**DIRECTIONS**.
All the data must come back unchanged, except that pictures are left out.

Interface markup and scripts:
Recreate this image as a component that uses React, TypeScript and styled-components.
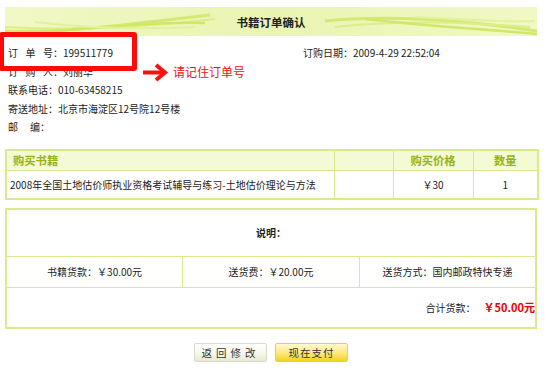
import styled, { createGlobalStyle } from 'styled-components';

const GlobalStyle = createGlobalStyle`
  body {
    margin: 0;
    background: #ffffff;
    font-family: "Noto Sans CJK SC", "Noto Sans", sans-serif;
    color: #222;
  }
`;

const Page = styled.div`
  position: relative;
  width: 545px;
  box-sizing: border-box;
  padding: 7px 8px 0 5px;
  font-size: 10px;
`;

const Banner = styled.div`
  position: relative;
  height: 29px;
  display: flex;
  align-items: center;
  justify-content: center;
  background: linear-gradient(90deg, #f1f8c6, #eaf4b2 50%, #f1f8c6);
  overflow: hidden;
`;

const BannerWaves = styled.svg`
  position: absolute;
  inset: 0;
`;

const BannerTitle = styled.span`
  position: relative;
  font-size: 11.5px;
  font-weight: bold;
  color: #222;
`;

const Info = styled.div`
  margin-top: 8px;
  padding-left: 3px;
  line-height: 18.5px;
`;

const InfoRow = styled.div`
  display: flex;
`;

const InfoCell = styled.div<{ $width?: number }>`
  width: ${({ $width }) => ($width ? `${$width}px` : 'auto')};
  white-space: nowrap;
`;

const Spaced = styled.span<{ $gap: number }>`
  letter-spacing: ${({ $gap }) => $gap}px;
`;

const RedBox = styled.div`
  position: absolute;
  left: -1px;
  top: 32px;
  width: 138px;
  height: 39px;
  box-sizing: border-box;
  border: 5px solid #ff0a0a;
  border-radius: 3px;
`;

const Arrow = styled.svg`
  position: absolute;
  left: 143px;
  top: 63px;
`;

const Note = styled.span`
  position: absolute;
  left: 173px;
  top: 64px;
  font-size: 12px;
  line-height: 16px;
  color: #f01010;
`;

const Table = styled.table<{ $top: number }>`
  width: 532px;
  margin-top: ${({ $top }) => $top}px;
  border-collapse: collapse;
  table-layout: fixed;
  border: 2px solid #dbe98c;
`;

const HeadCell = styled.th<{ $align?: string }>`
  height: 19px;
  padding: 0 6px;
  background: #f4fad6;
  border: 1px solid #dbe98c;
  color: #93b414;
  font-size: 11.3px;
  font-weight: bold;
  text-align: ${({ $align }) => $align || 'left'};
`;

const Cell = styled.td<{ $align?: string; $height?: number; $bold?: boolean; $flush?: boolean }>`
  height: ${({ $height }) => $height || 27}px;
  padding: ${({ $flush }) => ($flush ? '0' : '0 3px')};
  border: 1px solid #dbe98c;
  text-align: ${({ $align }) => $align || 'left'};
  font-weight: ${({ $bold }) => ($bold ? 'bold' : 'normal')};
  white-space: nowrap;
  overflow: visible;
`;

const Total = styled.span`
  margin-left: 8px;
  color: #ee0000;
  font-weight: bold;
  font-size: 11px;
`;

const Actions = styled.div`
  display: flex;
  justify-content: center;
  gap: 8px;
  margin-top: 14px;
`;

const Button = styled.button<{ $primary?: boolean; $spacing: number }>`
  width: 73px;
  height: 19px;
  padding: 0;
  font-family: inherit;
  font-size: 10.5px;
  letter-spacing: ${({ $spacing }) => $spacing}px;
  color: #333;
  border-radius: 2px;
  border: 1px solid ${({ $primary }) => ($primary ? '#e8cf55' : '#d9dcc6')};
  background: ${({ $primary }) =>
    $primary
      ? 'linear-gradient(#fffbd0, #fbe87a 55%, #f3d21c)'
      : 'linear-gradient(#ffffff, #f6f7ea 55%, #e6ead2)'};
`;

export default function App() {
  return (
    <Page>
      <GlobalStyle />
      <Banner>
        <BannerWaves width="532" height="29" viewBox="0 0 532 29" fill="none">
          <path d="M0 24 C60 26 120 18 205 8" stroke="#d3ea70" strokeWidth="3" />
          <path d="M0 20 C70 24 140 20 210 12" stroke="#dcee88" strokeWidth="2" />
          <path d="M10 27 C80 22 150 14 200 16" stroke="#d0e868" strokeWidth="2.5" />
          <path d="M30 15 C90 22 150 22 190 20" stroke="#e2f19a" strokeWidth="2" />
          <path d="M320 14 C380 8 450 12 532 24" stroke="#d3ea70" strokeWidth="3" />
          <path d="M330 20 C400 12 470 16 525 20" stroke="#dcee88" strokeWidth="2" />
          <path d="M360 12 C430 20 480 22 532 27" stroke="#d0e868" strokeWidth="2.5" />
          <path d="M410 10 C460 12 500 16 530 14" stroke="#e2f19a" strokeWidth="2" />
        </BannerWaves>
        <BannerTitle>书籍订单确认</BannerTitle>
      </Banner>

      <Info>
        <InfoRow>
          <InfoCell $width={295}>
            <Spaced $gap={7.5}>订单</Spaced>号：199511779
          </InfoCell>
          <InfoCell>订购日期：2009-4-29 22:52:04</InfoCell>
        </InfoRow>
        <InfoRow>
          <InfoCell>
            <Spaced $gap={7.5}>订购</Spaced>人：刘丽华
          </InfoCell>
        </InfoRow>
        <InfoRow>
          <InfoCell>联系电话：010-63458215</InfoCell>
        </InfoRow>
        <InfoRow>
          <InfoCell>寄送地址：北京市海淀区12号院12号楼</InfoCell>
        </InfoRow>
        <InfoRow>
          <InfoCell>
            <Spaced $gap={12}>邮</Spaced>编：
          </InfoCell>
        </InfoRow>
      </Info>

      <RedBox />
      <Arrow width="26" height="20" viewBox="0 0 26 20">
        <path d="M0 9.5 H20" stroke="#ff1010" strokeWidth="4" />
        <path d="M13 2 L22 9.5 L13 17" stroke="#ff1010" strokeWidth="4" fill="none" />
      </Arrow>
      <Note>请记住订单号</Note>

      <Table $top={12}>
        <colgroup>
          <col style={{ width: 328 }} />
          <col style={{ width: 59 }} />
          <col style={{ width: 80 }} />
          <col style={{ width: 65 }} />
        </colgroup>
        <thead>
          <tr>
            <HeadCell>购买书籍</HeadCell>
            <HeadCell />
            <HeadCell $align="center">购买价格</HeadCell>
            <HeadCell $align="center">数量</HeadCell>
          </tr>
        </thead>
        <tbody>
          <tr>
            <Cell>2008年全国土地估价师执业资格考试辅导与练习-土地估价理论与方法</Cell>
            <Cell />
            <Cell $align="center">￥30</Cell>
            <Cell $align="center">1</Cell>
          </tr>
        </tbody>
      </Table>

      <Table $top={8}>
        <tbody>
          <tr>
            <Cell colSpan={3} $align="center" $height={46} $bold>
              说明：
            </Cell>
          </tr>
          <tr>
            <Cell $align="center" $height={30}>书籍货款：￥30.00元</Cell>
            <Cell $align="center" $height={30}>送货费：￥20.00元</Cell>
            <Cell $align="center" $height={30}>送货方式：国内邮政特快专递</Cell>
          </tr>
          <tr>
            <Cell colSpan={3} $align="right" $height={39} $flush>
              合计货款：<Total>￥50.00元</Total>
            </Cell>
          </tr>
        </tbody>
      </Table>

      <Actions>
        <Button $spacing={4}>返回修改</Button>
        <Button $primary $spacing={1}>现在支付</Button>
      </Actions>
    </Page>
  );
}
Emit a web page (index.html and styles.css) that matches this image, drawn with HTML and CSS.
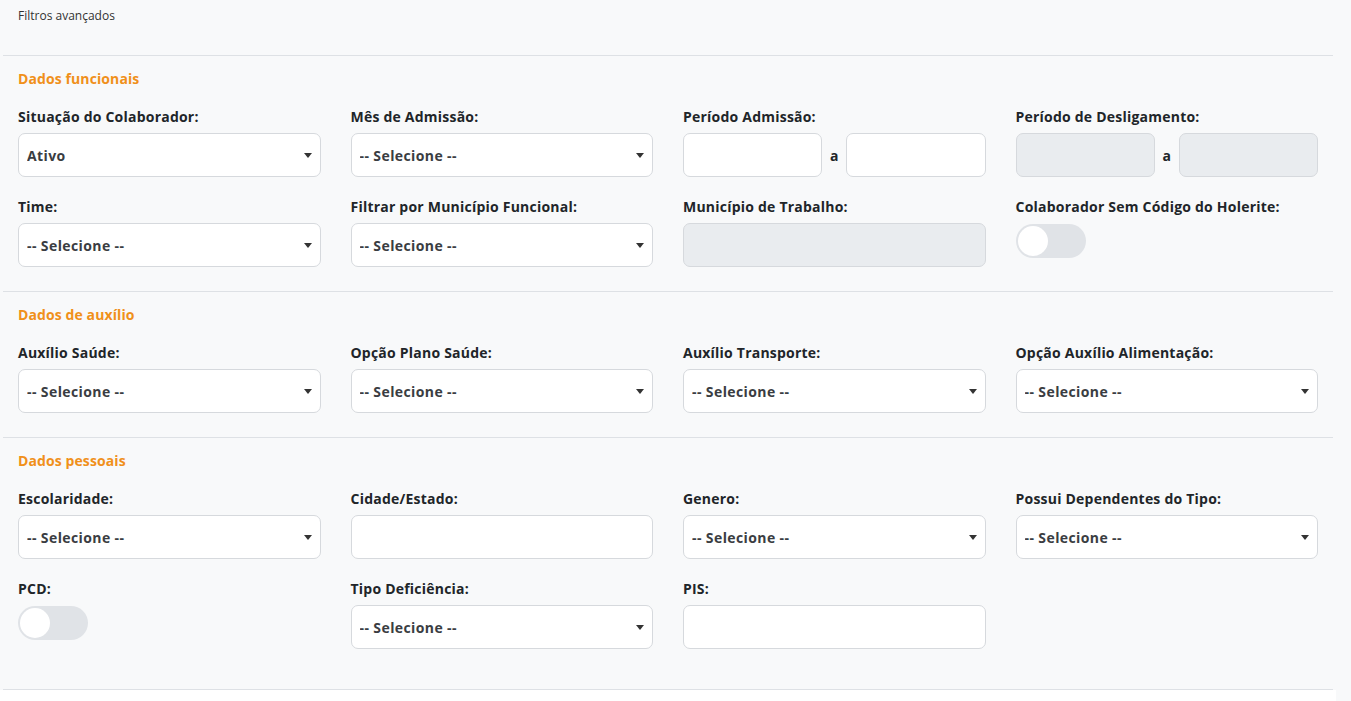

**WRITTEN ANSWER**.
Recreate this image as a component that uses React, TypeScript and styled-components.
import styled, { createGlobalStyle } from 'styled-components';

const GlobalStyle = createGlobalStyle`
  body {
    margin: 0;
    background: #ffffff;
    font-family: "Noto Sans CJK SC", "Noto Sans", sans-serif;
    color: #222;
  }
`;

const Page = styled.div`
  position: relative;
  width: 545px;
  box-sizing: border-box;
  padding: 7px 8px 0 5px;
  font-size: 10px;
`;

const Banner = styled.div`
  position: relative;
  height: 29px;
  display: flex;
  align-items: center;
  justify-content: center;
  background: linear-gradient(90deg, #f1f8c6, #eaf4b2 50%, #f1f8c6);
  overflow: hidden;
`;

const BannerWaves = styled.svg`
  position: absolute;
  inset: 0;
`;

const BannerTitle = styled.span`
  position: relative;
  font-size: 11.5px;
  font-weight: bold;
  color: #222;
`;

const Info = styled.div`
  margin-top: 8px;
  padding-left: 3px;
  line-height: 18.5px;
`;

const InfoRow = styled.div`
  display: flex;
`;

const InfoCell = styled.div<{ $width?: number }>`
  width: ${({ $width }) => ($width ? `${$width}px` : 'auto')};
  white-space: nowrap;
`;

const Spaced = styled.span<{ $gap: number }>`
  letter-spacing: ${({ $gap }) => $gap}px;
`;

const RedBox = styled.div`
  position: absolute;
  left: -1px;
  top: 32px;
  width: 138px;
  height: 39px;
  box-sizing: border-box;
  border: 5px solid #ff0a0a;
  border-radius: 3px;
`;

const Arrow = styled.svg`
  position: absolute;
  left: 143px;
  top: 63px;
`;

const Note = styled.span`
  position: absolute;
  left: 173px;
  top: 64px;
  font-size: 12px;
  line-height: 16px;
  color: #f01010;
`;

const Table = styled.table<{ $top: number }>`
  width: 532px;
  margin-top: ${({ $top }) => $top}px;
  border-collapse: collapse;
  table-layout: fixed;
  border: 2px solid #dbe98c;
`;

const HeadCell = styled.th<{ $align?: string }>`
  height: 19px;
  padding: 0 6px;
  background: #f4fad6;
  border: 1px solid #dbe98c;
  color: #93b414;
  font-size: 11.3px;
  font-weight: bold;
  text-align: ${({ $align }) => $align || 'left'};
`;

const Cell = styled.td<{ $align?: string; $height?: number; $bold?: boolean; $flush?: boolean }>`
  height: ${({ $height }) => $height || 27}px;
  padding: ${({ $flush }) => ($flush ? '0' : '0 3px')};
  border: 1px solid #dbe98c;
  text-align: ${({ $align }) => $align || 'left'};
  font-weight: ${({ $bold }) => ($bold ? 'bold' : 'normal')};
  white-space: nowrap;
  overflow: visible;
`;

const Total = styled.span`
  margin-left: 8px;
  color: #ee0000;
  font-weight: bold;
  font-size: 11px;
`;

const Actions = styled.div`
  display: flex;
  justify-content: center;
  gap: 8px;
  margin-top: 14px;
`;

const Button = styled.button<{ $primary?: boolean; $spacing: number }>`
  width: 73px;
  height: 19px;
  padding: 0;
  font-family: inherit;
  font-size: 10.5px;
  letter-spacing: ${({ $spacing }) => $spacing}px;
  color: #333;
  border-radius: 2px;
  border: 1px solid ${({ $primary }) => ($primary ? '#e8cf55' : '#d9dcc6')};
  background: ${({ $primary }) =>
    $primary
      ? 'linear-gradient(#fffbd0, #fbe87a 55%, #f3d21c)'
      : 'linear-gradient(#ffffff, #f6f7ea 55%, #e6ead2)'};
`;

export default function App() {
  return (
    <Page>
      <GlobalStyle />
      <Banner>
        <BannerWaves width="532" height="29" viewBox="0 0 532 29" fill="none">
          <path d="M0 24 C60 26 120 18 205 8" stroke="#d3ea70" strokeWidth="3" />
          <path d="M0 20 C70 24 140 20 210 12" stroke="#dcee88" strokeWidth="2" />
          <path d="M10 27 C80 22 150 14 200 16" stroke="#d0e868" strokeWidth="2.5" />
          <path d="M30 15 C90 22 150 22 190 20" stroke="#e2f19a" strokeWidth="2" />
          <path d="M320 14 C380 8 450 12 532 24" stroke="#d3ea70" strokeWidth="3" />
          <path d="M330 20 C400 12 470 16 525 20" stroke="#dcee88" strokeWidth="2" />
          <path d="M360 12 C430 20 480 22 532 27" stroke="#d0e868" strokeWidth="2.5" />
          <path d="M410 10 C460 12 500 16 530 14" stroke="#e2f19a" strokeWidth="2" />
        </BannerWaves>
        <BannerTitle>书籍订单确认</BannerTitle>
      </Banner>

      <Info>
        <InfoRow>
          <InfoCell $width={295}>
            <Spaced $gap={7.5}>订单</Spaced>号：199511779
          </InfoCell>
          <InfoCell>订购日期：2009-4-29 22:52:04</InfoCell>
        </InfoRow>
        <InfoRow>
          <InfoCell>
            <Spaced $gap={7.5}>订购</Spaced>人：刘丽华
          </InfoCell>
        </InfoRow>
        <InfoRow>
          <InfoCell>联系电话：010-63458215</InfoCell>
        </InfoRow>
        <InfoRow>
          <InfoCell>寄送地址：北京市海淀区12号院12号楼</InfoCell>
        </InfoRow>
        <InfoRow>
          <InfoCell>
            <Spaced $gap={12}>邮</Spaced>编：
          </InfoCell>
        </InfoRow>
      </Info>

      <RedBox />
      <Arrow width="26" height="20" viewBox="0 0 26 20">
        <path d="M0 9.5 H20" stroke="#ff1010" strokeWidth="4" />
        <path d="M13 2 L22 9.5 L13 17" stroke="#ff1010" strokeWidth="4" fill="none" />
      </Arrow>
      <Note>请记住订单号</Note>

      <Table $top={12}>
        <colgroup>
          <col style={{ width: 328 }} />
          <col style={{ width: 59 }} />
          <col style={{ width: 80 }} />
          <col style={{ width: 65 }} />
        </colgroup>
        <thead>
          <tr>
            <HeadCell>购买书籍</HeadCell>
            <HeadCell />
            <HeadCell $align="center">购买价格</HeadCell>
            <HeadCell $align="center">数量</HeadCell>
          </tr>
        </thead>
        <tbody>
          <tr>
            <Cell>2008年全国土地估价师执业资格考试辅导与练习-土地估价理论与方法</Cell>
            <Cell />
            <Cell $align="center">￥30</Cell>
            <Cell $align="center">1</Cell>
          </tr>
        </tbody>
      </Table>

      <Table $top={8}>
        <tbody>
          <tr>
            <Cell colSpan={3} $align="center" $height={46} $bold>
              说明：
            </Cell>
          </tr>
          <tr>
            <Cell $align="center" $height={30}>书籍货款：￥30.00元</Cell>
            <Cell $align="center" $height={30}>送货费：￥20.00元</Cell>
            <Cell $align="center" $height={30}>送货方式：国内邮政特快专递</Cell>
          </tr>
          <tr>
            <Cell colSpan={3} $align="right" $height={39} $flush>
              合计货款：<Total>￥50.00元</Total>
            </Cell>
          </tr>
        </tbody>
      </Table>

      <Actions>
        <Button $spacing={4}>返回修改</Button>
        <Button $primary $spacing={1}>现在支付</Button>
      </Actions>
    </Page>
  );
}
Emit a web page (index.html and styles.css) that matches this image, drawn with HTML and CSS.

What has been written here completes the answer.